* **Aim**: Repeat the material below exactly, with no pictures.

Source records:
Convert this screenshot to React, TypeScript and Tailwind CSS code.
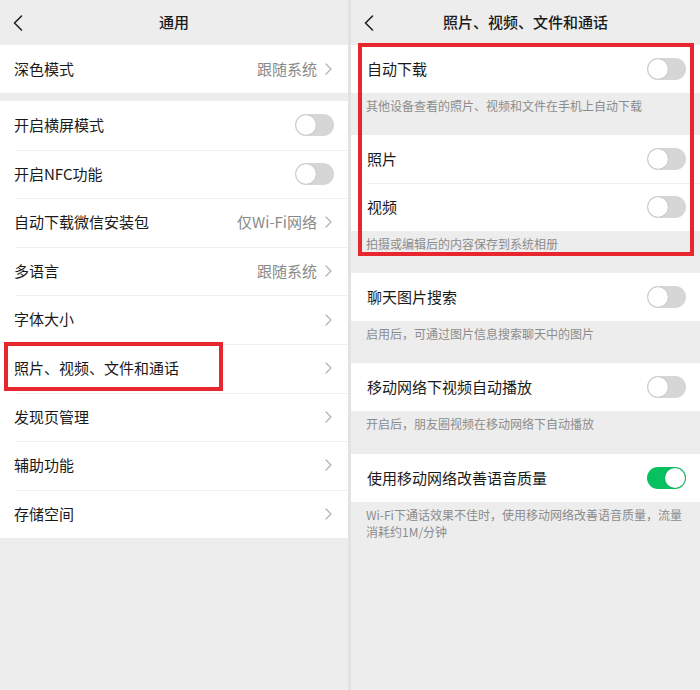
const font = { fontFamily: '"Noto Sans CJK SC", "Noto Sans", sans-serif' };

const BackIcon = () => (
  <svg width="10" height="16" viewBox="0 0 10 16" fill="none">
    <path d="M8.5 1 L1.5 8 L8.5 15" stroke="#222" strokeWidth="1.6" strokeLinecap="round" strokeLinejoin="round" />
  </svg>
);

const Chevron = () => (
  <svg width="7" height="12" viewBox="0 0 7 12" fill="none">
    <path d="M1 1 L6 6 L1 11" stroke="#b3b3b3" strokeWidth="1.3" strokeLinecap="round" strokeLinejoin="round" />
  </svg>
);

const Toggle = ({ on = false }: { on?: boolean }) => (
  <div
    className={`w-[39px] h-[22px] rounded-full flex items-center px-[1px] ${
      on ? "bg-[#07c160] justify-end" : "bg-[#d6d6d6] justify-start"
    }`}
  >
    <div className="w-[20px] h-[20px] rounded-full bg-white shadow-[0_0_1px_rgba(0,0,0,0.35)]" />
  </div>
);

const Header = ({ title }: { title: string }) => (
  <div className="h-[45px] flex items-center relative px-[13px]">
    <BackIcon />
    <div className="flex-1 text-center text-[15px] font-medium text-[#1a1a1a] pr-[10px]">{title}</div>
  </div>
);

type LeftRow = { label: string; value?: string; toggle?: boolean; boxed?: boolean };

const leftRows: LeftRow[] = [
  { label: "开启横屏模式", toggle: true },
  { label: "开启NFC功能", toggle: true },
  { label: "自动下载微信安装包", value: "仅Wi-Fi网络" },
  { label: "多语言", value: "跟随系统" },
  { label: "字体大小" },
  { label: "照片、视频、文件和通话", boxed: true },
  { label: "发现页管理" },
  { label: "辅助功能" },
  { label: "存储空间" },
];

const LeftItem = ({ row, first }: { row: LeftRow; first?: boolean }) => (
  <div className="relative h-[48.6px] bg-white">
    {!first && <div className="absolute top-0 left-[16px] right-0 h-px bg-[#f0f0f0]" />}
    <div className={`h-full flex items-center pl-[14px] ${row.toggle ? "pr-[14px]" : "pr-[16px]"}`}>
      <span className="flex-1 text-[15px] text-[#1a1a1a]">{row.label}</span>
      {row.toggle ? (
        <Toggle />
      ) : (
        <div className="flex items-center gap-[8px]">
          {row.value && <span className="text-[15px] text-[#8a8a8a]">{row.value}</span>}
          <Chevron />
        </div>
      )}
    </div>
    {row.boxed && (
      <div className="absolute left-[4px] top-[-2px] w-[219px] h-[49px] border-[4px] border-[#e8262d]" />
    )}
  </div>
);

const RightRow = ({ label, on, divider }: { label: string; on?: boolean; divider?: boolean }) => (
  <div className="relative h-[48px] bg-white flex items-center pl-[16px] pr-[14px]">
    {divider && <div className="absolute top-0 left-[16px] right-0 h-px bg-[#f0f0f0]" />}
    <span className="flex-1 text-[15px] text-[#1a1a1a]">{label}</span>
    <Toggle on={on} />
  </div>
);

const Note = ({ children, h = "h-[42px]" }: { children: React.ReactNode; h?: string }) => (
  <div className={`${h} pl-[15px] pr-[12px] pt-[4px] text-[12px] leading-[17px] text-[#8c8c8c]`}>{children}</div>
);

export default function App() {
  return (
    <div className="w-[700px] h-[690px] bg-[#ededed] flex overflow-hidden" style={font}>
      {/* left panel */}
      <div className="w-[348px] flex flex-col">
        <Header title="通用" />
        <div className="h-[48px] bg-white flex items-center pl-[14px] pr-[16px]">
          <span className="flex-1 text-[15px] text-[#1a1a1a]">深色模式</span>
          <div className="flex items-center gap-[8px]">
            <span className="text-[15px] text-[#8a8a8a]">跟随系统</span>
            <Chevron />
          </div>
        </div>
        <div className="h-[8px]" />
        <div>
          {leftRows.map((r, i) => (
            <LeftItem key={r.label} row={r} first={i === 0} />
          ))}
        </div>
      </div>

      {/* divider */}
      <div className="w-[3px] bg-[#e2e2e2]" />

      {/* right panel */}
      <div className="flex-1 flex flex-col">
        <Header title="照片、视频、文件和通话" />
        <div className="relative">
          <RightRow label="自动下载" />
          <Note>其他设备查看的照片、视频和文件在手机上自动下载</Note>
          <RightRow label="照片" />
          <RightRow label="视频" divider />
          <Note>拍摄或编辑后的内容保存到系统相册</Note>
          <div className="absolute left-[7px] right-[6px] top-[-2px] h-[213px] border-[4px] border-[#e8262d]" />
        </div>
        <RightRow label="聊天图片搜索" />
        <Note>启用后，可通过图片信息搜索聊天中的图片</Note>
        <RightRow label="移动网络下视频自动播放" />
        <Note h="h-[43px]">开启后，朋友圈视频在移动网络下自动播放</Note>
        <RightRow label="使用移动网络改善语音质量" on />
        <Note h="h-[60px]">Wi-Fi下通话效果不佳时，使用移动网络改善语音质量，流量消耗约1M/分钟</Note>
      </div>
    </div>
  );
}
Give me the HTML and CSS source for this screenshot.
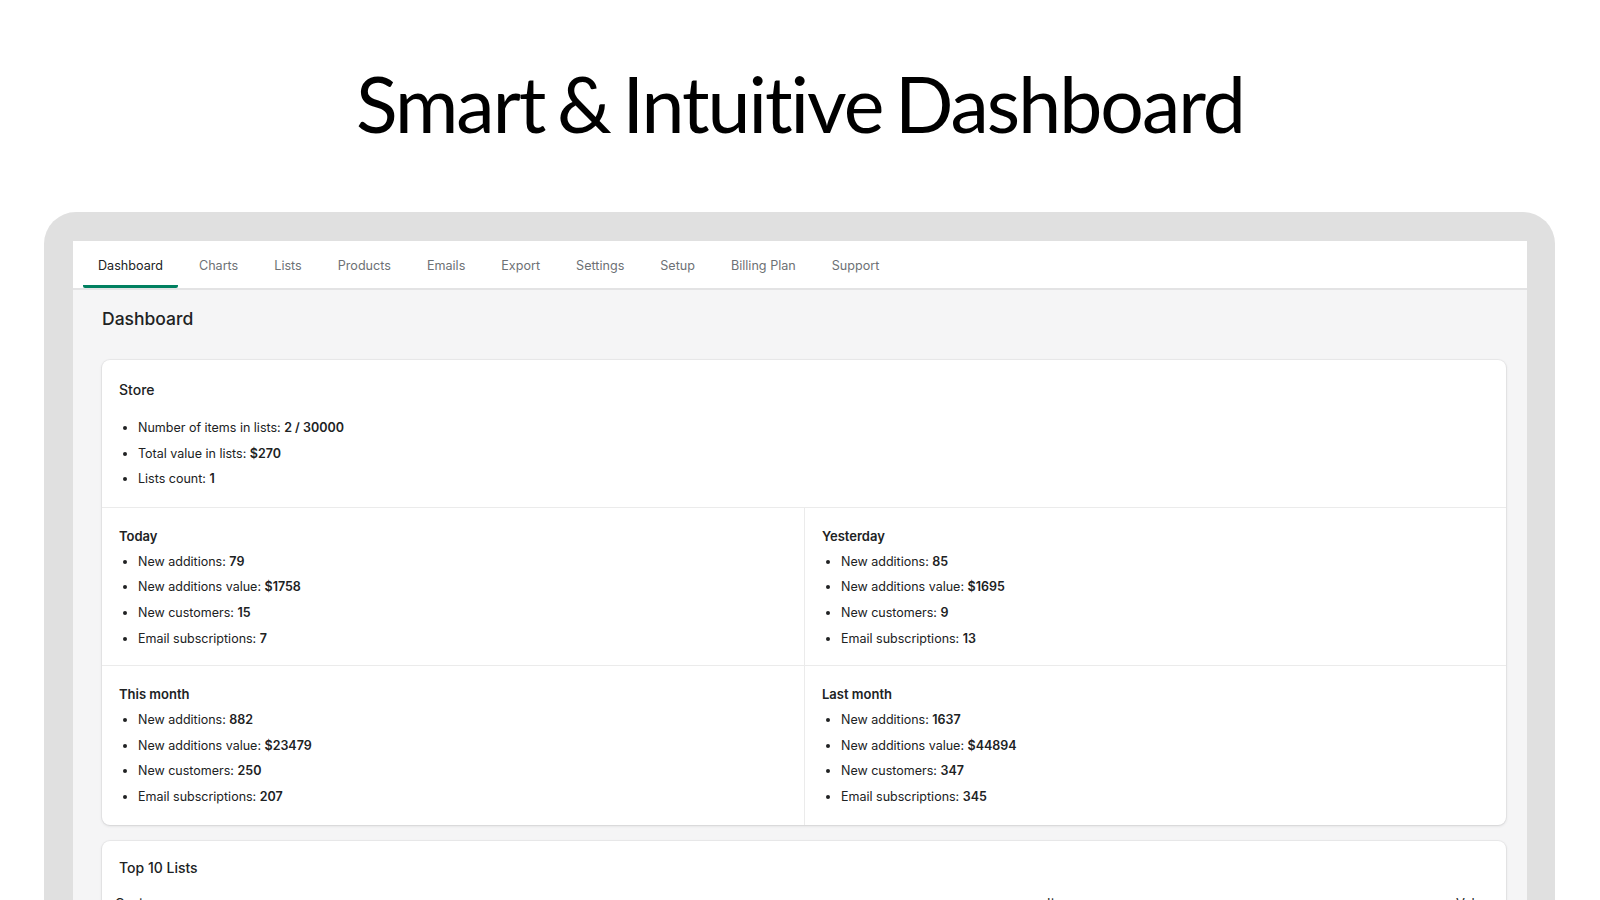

* **Task output**:
Convert this screenshot to React, TypeScript and Tailwind CSS code.
const font = { fontFamily: '"Noto Sans CJK SC", "Noto Sans", sans-serif' };

const BackIcon = () => (
  <svg width="10" height="16" viewBox="0 0 10 16" fill="none">
    <path d="M8.5 1 L1.5 8 L8.5 15" stroke="#222" strokeWidth="1.6" strokeLinecap="round" strokeLinejoin="round" />
  </svg>
);

const Chevron = () => (
  <svg width="7" height="12" viewBox="0 0 7 12" fill="none">
    <path d="M1 1 L6 6 L1 11" stroke="#b3b3b3" strokeWidth="1.3" strokeLinecap="round" strokeLinejoin="round" />
  </svg>
);

const Toggle = ({ on = false }: { on?: boolean }) => (
  <div
    className={`w-[39px] h-[22px] rounded-full flex items-center px-[1px] ${
      on ? "bg-[#07c160] justify-end" : "bg-[#d6d6d6] justify-start"
    }`}
  >
    <div className="w-[20px] h-[20px] rounded-full bg-white shadow-[0_0_1px_rgba(0,0,0,0.35)]" />
  </div>
);

const Header = ({ title }: { title: string }) => (
  <div className="h-[45px] flex items-center relative px-[13px]">
    <BackIcon />
    <div className="flex-1 text-center text-[15px] font-medium text-[#1a1a1a] pr-[10px]">{title}</div>
  </div>
);

type LeftRow = { label: string; value?: string; toggle?: boolean; boxed?: boolean };

const leftRows: LeftRow[] = [
  { label: "开启横屏模式", toggle: true },
  { label: "开启NFC功能", toggle: true },
  { label: "自动下载微信安装包", value: "仅Wi-Fi网络" },
  { label: "多语言", value: "跟随系统" },
  { label: "字体大小" },
  { label: "照片、视频、文件和通话", boxed: true },
  { label: "发现页管理" },
  { label: "辅助功能" },
  { label: "存储空间" },
];

const LeftItem = ({ row, first }: { row: LeftRow; first?: boolean }) => (
  <div className="relative h-[48.6px] bg-white">
    {!first && <div className="absolute top-0 left-[16px] right-0 h-px bg-[#f0f0f0]" />}
    <div className={`h-full flex items-center pl-[14px] ${row.toggle ? "pr-[14px]" : "pr-[16px]"}`}>
      <span className="flex-1 text-[15px] text-[#1a1a1a]">{row.label}</span>
      {row.toggle ? (
        <Toggle />
      ) : (
        <div className="flex items-center gap-[8px]">
          {row.value && <span className="text-[15px] text-[#8a8a8a]">{row.value}</span>}
          <Chevron />
        </div>
      )}
    </div>
    {row.boxed && (
      <div className="absolute left-[4px] top-[-2px] w-[219px] h-[49px] border-[4px] border-[#e8262d]" />
    )}
  </div>
);

const RightRow = ({ label, on, divider }: { label: string; on?: boolean; divider?: boolean }) => (
  <div className="relative h-[48px] bg-white flex items-center pl-[16px] pr-[14px]">
    {divider && <div className="absolute top-0 left-[16px] right-0 h-px bg-[#f0f0f0]" />}
    <span className="flex-1 text-[15px] text-[#1a1a1a]">{label}</span>
    <Toggle on={on} />
  </div>
);

const Note = ({ children, h = "h-[42px]" }: { children: React.ReactNode; h?: string }) => (
  <div className={`${h} pl-[15px] pr-[12px] pt-[4px] text-[12px] leading-[17px] text-[#8c8c8c]`}>{children}</div>
);

export default function App() {
  return (
    <div className="w-[700px] h-[690px] bg-[#ededed] flex overflow-hidden" style={font}>
      {/* left panel */}
      <div className="w-[348px] flex flex-col">
        <Header title="通用" />
        <div className="h-[48px] bg-white flex items-center pl-[14px] pr-[16px]">
          <span className="flex-1 text-[15px] text-[#1a1a1a]">深色模式</span>
          <div className="flex items-center gap-[8px]">
            <span className="text-[15px] text-[#8a8a8a]">跟随系统</span>
            <Chevron />
          </div>
        </div>
        <div className="h-[8px]" />
        <div>
          {leftRows.map((r, i) => (
            <LeftItem key={r.label} row={r} first={i === 0} />
          ))}
        </div>
      </div>

      {/* divider */}
      <div className="w-[3px] bg-[#e2e2e2]" />

      {/* right panel */}
      <div className="flex-1 flex flex-col">
        <Header title="照片、视频、文件和通话" />
        <div className="relative">
          <RightRow label="自动下载" />
          <Note>其他设备查看的照片、视频和文件在手机上自动下载</Note>
          <RightRow label="照片" />
          <RightRow label="视频" divider />
          <Note>拍摄或编辑后的内容保存到系统相册</Note>
          <div className="absolute left-[7px] right-[6px] top-[-2px] h-[213px] border-[4px] border-[#e8262d]" />
        </div>
        <RightRow label="聊天图片搜索" />
        <Note>启用后，可通过图片信息搜索聊天中的图片</Note>
        <RightRow label="移动网络下视频自动播放" />
        <Note h="h-[43px]">开启后，朋友圈视频在移动网络下自动播放</Note>
        <RightRow label="使用移动网络改善语音质量" on />
        <Note h="h-[60px]">Wi-Fi下通话效果不佳时，使用移动网络改善语音质量，流量消耗约1M/分钟</Note>
      </div>
    </div>
  );
}
Give me the HTML and CSS source for this screenshot.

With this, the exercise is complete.